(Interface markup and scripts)
_____

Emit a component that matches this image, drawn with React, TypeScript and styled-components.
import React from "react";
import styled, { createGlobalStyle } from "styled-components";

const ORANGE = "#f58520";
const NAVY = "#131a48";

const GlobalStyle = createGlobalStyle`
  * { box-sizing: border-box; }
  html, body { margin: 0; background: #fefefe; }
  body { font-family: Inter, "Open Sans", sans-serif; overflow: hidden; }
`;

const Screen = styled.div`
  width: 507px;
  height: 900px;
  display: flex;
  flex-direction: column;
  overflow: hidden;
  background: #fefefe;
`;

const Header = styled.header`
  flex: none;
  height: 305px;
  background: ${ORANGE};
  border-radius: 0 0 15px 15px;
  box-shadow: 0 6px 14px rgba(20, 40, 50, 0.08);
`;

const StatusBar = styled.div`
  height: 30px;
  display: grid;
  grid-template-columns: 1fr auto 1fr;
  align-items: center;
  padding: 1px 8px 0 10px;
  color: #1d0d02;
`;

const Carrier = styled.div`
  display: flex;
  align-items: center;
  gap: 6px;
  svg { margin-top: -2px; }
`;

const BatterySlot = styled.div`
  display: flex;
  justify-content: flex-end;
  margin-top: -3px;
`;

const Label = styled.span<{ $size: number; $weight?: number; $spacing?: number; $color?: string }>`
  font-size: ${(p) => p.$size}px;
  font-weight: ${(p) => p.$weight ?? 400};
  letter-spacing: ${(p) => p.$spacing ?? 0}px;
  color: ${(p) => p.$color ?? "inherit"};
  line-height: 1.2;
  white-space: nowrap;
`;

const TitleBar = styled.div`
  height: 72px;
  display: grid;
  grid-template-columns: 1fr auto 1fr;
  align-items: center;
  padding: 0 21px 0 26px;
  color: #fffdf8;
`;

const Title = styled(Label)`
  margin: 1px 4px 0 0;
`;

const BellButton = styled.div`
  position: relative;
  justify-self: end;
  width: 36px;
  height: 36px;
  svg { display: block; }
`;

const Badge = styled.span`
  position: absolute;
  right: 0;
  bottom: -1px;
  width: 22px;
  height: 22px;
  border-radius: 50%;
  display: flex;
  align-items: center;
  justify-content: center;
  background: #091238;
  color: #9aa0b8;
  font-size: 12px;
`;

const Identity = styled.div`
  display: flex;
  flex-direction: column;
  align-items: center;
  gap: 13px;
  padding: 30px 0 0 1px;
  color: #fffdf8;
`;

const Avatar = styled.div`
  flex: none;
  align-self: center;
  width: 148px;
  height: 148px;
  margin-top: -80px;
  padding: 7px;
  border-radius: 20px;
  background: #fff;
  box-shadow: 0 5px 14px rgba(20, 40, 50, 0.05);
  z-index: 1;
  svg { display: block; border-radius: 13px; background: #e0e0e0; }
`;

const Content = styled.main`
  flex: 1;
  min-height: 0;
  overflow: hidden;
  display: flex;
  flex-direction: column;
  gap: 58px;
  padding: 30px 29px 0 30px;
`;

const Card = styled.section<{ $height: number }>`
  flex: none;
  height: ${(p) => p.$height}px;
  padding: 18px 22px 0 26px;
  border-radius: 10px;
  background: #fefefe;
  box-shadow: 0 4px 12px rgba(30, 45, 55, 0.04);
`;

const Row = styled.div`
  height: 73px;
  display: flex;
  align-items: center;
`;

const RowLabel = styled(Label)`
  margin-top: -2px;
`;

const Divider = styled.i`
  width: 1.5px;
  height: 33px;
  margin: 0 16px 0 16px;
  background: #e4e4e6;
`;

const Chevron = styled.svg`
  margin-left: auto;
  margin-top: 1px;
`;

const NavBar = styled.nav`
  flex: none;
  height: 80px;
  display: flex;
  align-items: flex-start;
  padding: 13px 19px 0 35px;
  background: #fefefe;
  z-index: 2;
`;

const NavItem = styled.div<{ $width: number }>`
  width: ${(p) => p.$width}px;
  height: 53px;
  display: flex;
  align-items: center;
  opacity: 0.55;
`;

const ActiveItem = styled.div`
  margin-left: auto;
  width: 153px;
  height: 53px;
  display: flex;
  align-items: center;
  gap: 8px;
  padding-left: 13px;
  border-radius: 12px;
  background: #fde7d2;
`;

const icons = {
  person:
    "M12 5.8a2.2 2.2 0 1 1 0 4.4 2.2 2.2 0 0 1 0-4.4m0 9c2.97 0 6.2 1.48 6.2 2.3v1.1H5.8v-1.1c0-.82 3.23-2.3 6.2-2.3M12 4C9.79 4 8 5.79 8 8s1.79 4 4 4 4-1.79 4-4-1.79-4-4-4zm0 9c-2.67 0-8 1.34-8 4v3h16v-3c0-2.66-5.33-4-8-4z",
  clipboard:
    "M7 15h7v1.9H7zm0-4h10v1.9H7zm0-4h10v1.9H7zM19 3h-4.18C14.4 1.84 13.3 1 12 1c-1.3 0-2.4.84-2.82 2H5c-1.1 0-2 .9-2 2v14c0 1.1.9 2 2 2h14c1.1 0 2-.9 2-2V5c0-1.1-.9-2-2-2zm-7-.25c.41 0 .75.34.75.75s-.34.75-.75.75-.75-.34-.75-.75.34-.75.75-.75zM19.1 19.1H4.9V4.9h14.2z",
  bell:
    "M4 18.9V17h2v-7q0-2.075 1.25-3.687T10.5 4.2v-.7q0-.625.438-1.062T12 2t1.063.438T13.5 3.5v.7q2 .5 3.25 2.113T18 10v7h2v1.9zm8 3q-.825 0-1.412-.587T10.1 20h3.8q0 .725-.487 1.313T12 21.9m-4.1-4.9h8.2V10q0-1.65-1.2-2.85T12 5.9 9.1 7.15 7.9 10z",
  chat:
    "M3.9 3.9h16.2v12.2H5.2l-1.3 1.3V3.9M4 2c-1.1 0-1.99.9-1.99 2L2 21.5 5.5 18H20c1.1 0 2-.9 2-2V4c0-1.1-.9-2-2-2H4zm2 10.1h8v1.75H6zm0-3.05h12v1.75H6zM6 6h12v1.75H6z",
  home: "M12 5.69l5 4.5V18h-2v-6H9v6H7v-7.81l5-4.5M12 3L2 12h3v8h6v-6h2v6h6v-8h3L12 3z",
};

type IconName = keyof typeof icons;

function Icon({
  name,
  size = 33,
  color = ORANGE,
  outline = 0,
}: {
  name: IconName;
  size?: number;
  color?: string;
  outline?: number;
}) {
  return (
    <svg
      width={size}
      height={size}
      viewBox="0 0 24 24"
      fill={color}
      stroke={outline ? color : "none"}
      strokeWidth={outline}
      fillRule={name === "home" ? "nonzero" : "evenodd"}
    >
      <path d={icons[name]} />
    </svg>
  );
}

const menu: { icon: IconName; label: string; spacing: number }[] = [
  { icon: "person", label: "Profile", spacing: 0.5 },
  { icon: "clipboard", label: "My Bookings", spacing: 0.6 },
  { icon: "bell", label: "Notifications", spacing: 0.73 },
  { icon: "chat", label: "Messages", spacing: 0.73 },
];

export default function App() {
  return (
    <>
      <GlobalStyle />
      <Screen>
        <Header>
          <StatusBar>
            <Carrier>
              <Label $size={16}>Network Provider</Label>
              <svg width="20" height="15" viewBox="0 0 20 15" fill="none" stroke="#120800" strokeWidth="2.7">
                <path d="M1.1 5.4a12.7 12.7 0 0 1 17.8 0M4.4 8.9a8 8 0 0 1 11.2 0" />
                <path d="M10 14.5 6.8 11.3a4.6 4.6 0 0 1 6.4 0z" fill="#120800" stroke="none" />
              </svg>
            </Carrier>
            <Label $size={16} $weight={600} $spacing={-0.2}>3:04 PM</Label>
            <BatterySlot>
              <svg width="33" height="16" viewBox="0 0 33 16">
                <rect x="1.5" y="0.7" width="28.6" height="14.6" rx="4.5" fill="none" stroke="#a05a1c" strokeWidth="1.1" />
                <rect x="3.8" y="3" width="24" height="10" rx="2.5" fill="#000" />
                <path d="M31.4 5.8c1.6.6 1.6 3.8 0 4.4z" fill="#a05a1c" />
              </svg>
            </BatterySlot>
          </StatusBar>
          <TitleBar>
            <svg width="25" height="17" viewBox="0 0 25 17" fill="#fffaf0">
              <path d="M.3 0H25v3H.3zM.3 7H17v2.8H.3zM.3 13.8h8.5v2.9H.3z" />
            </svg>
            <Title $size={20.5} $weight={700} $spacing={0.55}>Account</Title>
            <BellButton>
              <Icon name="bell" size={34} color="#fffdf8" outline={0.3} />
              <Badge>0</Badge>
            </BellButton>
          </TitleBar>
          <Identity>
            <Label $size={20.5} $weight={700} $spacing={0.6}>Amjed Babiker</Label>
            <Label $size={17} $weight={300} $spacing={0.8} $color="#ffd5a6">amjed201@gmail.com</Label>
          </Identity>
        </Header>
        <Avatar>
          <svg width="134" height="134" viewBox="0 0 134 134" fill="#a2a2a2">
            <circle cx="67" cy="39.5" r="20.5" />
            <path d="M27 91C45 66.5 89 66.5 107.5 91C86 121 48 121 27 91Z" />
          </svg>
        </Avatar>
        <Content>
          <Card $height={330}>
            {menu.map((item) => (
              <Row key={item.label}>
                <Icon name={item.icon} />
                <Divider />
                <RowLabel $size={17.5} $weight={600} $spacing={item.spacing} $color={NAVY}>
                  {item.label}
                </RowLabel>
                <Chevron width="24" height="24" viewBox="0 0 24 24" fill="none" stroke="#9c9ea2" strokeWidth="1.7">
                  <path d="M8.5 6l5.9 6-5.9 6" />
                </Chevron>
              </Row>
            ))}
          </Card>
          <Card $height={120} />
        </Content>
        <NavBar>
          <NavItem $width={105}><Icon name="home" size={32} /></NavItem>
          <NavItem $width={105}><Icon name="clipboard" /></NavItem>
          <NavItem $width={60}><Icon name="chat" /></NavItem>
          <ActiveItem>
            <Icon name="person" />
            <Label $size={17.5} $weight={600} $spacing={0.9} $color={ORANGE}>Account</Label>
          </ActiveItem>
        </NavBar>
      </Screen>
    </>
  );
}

_____

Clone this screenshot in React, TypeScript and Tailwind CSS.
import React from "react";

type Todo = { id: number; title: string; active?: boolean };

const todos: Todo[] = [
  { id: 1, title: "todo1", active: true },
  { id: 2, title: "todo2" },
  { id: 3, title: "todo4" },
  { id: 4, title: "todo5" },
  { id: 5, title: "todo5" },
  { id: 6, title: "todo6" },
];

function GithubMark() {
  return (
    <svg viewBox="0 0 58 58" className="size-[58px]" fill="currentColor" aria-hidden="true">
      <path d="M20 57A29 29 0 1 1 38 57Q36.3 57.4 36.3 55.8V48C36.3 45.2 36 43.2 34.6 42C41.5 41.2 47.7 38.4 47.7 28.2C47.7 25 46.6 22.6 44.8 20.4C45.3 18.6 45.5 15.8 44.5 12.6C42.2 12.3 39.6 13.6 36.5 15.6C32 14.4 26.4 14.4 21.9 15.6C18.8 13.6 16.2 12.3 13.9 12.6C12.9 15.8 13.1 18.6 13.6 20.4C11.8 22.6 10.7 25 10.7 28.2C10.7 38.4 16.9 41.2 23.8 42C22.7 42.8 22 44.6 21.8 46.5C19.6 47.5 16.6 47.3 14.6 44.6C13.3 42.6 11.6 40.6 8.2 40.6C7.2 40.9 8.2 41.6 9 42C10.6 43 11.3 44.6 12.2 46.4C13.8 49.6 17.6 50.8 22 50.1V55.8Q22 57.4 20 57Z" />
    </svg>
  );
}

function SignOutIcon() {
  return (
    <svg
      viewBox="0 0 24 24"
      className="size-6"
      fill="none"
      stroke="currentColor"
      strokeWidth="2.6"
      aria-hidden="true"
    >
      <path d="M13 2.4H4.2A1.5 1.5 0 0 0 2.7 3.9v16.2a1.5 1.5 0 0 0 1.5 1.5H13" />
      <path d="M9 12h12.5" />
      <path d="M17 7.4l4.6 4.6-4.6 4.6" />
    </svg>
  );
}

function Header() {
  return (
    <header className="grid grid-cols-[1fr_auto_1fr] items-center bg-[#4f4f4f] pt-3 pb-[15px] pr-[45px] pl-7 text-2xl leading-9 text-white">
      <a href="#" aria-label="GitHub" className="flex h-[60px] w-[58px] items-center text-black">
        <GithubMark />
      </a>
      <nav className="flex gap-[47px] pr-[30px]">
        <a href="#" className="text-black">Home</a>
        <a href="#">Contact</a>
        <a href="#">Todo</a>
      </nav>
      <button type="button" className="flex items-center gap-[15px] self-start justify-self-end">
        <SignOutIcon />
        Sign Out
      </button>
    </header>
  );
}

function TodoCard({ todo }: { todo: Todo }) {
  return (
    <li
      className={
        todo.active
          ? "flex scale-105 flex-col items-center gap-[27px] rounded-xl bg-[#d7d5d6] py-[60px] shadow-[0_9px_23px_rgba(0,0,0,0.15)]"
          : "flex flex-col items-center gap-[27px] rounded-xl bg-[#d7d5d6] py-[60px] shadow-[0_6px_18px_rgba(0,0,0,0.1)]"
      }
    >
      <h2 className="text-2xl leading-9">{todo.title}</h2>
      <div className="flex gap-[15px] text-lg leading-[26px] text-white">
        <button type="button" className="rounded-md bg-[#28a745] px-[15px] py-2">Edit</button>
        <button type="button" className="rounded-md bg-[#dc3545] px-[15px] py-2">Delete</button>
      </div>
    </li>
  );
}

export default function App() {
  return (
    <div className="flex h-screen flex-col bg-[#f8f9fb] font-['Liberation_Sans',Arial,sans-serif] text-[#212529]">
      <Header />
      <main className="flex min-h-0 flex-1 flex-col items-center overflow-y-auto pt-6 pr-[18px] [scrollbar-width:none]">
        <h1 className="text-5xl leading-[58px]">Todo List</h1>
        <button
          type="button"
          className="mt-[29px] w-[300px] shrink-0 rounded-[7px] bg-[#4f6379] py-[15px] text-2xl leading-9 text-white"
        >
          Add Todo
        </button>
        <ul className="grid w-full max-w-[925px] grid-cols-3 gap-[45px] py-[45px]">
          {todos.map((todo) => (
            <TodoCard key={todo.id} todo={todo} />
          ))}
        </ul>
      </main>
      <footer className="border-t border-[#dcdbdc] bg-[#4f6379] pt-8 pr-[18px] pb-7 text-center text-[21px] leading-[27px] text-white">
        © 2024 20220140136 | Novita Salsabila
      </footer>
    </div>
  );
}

_____

| WHAT YOU NEED TO DO |
Gather up every line from the listing above in which the word "TypeScript" occurs.

| THE RESPONSE |
Emit a component that matches this image, drawn with React, TypeScript and styled-components.
Clone this screenshot in React, TypeScript and Tailwind CSS.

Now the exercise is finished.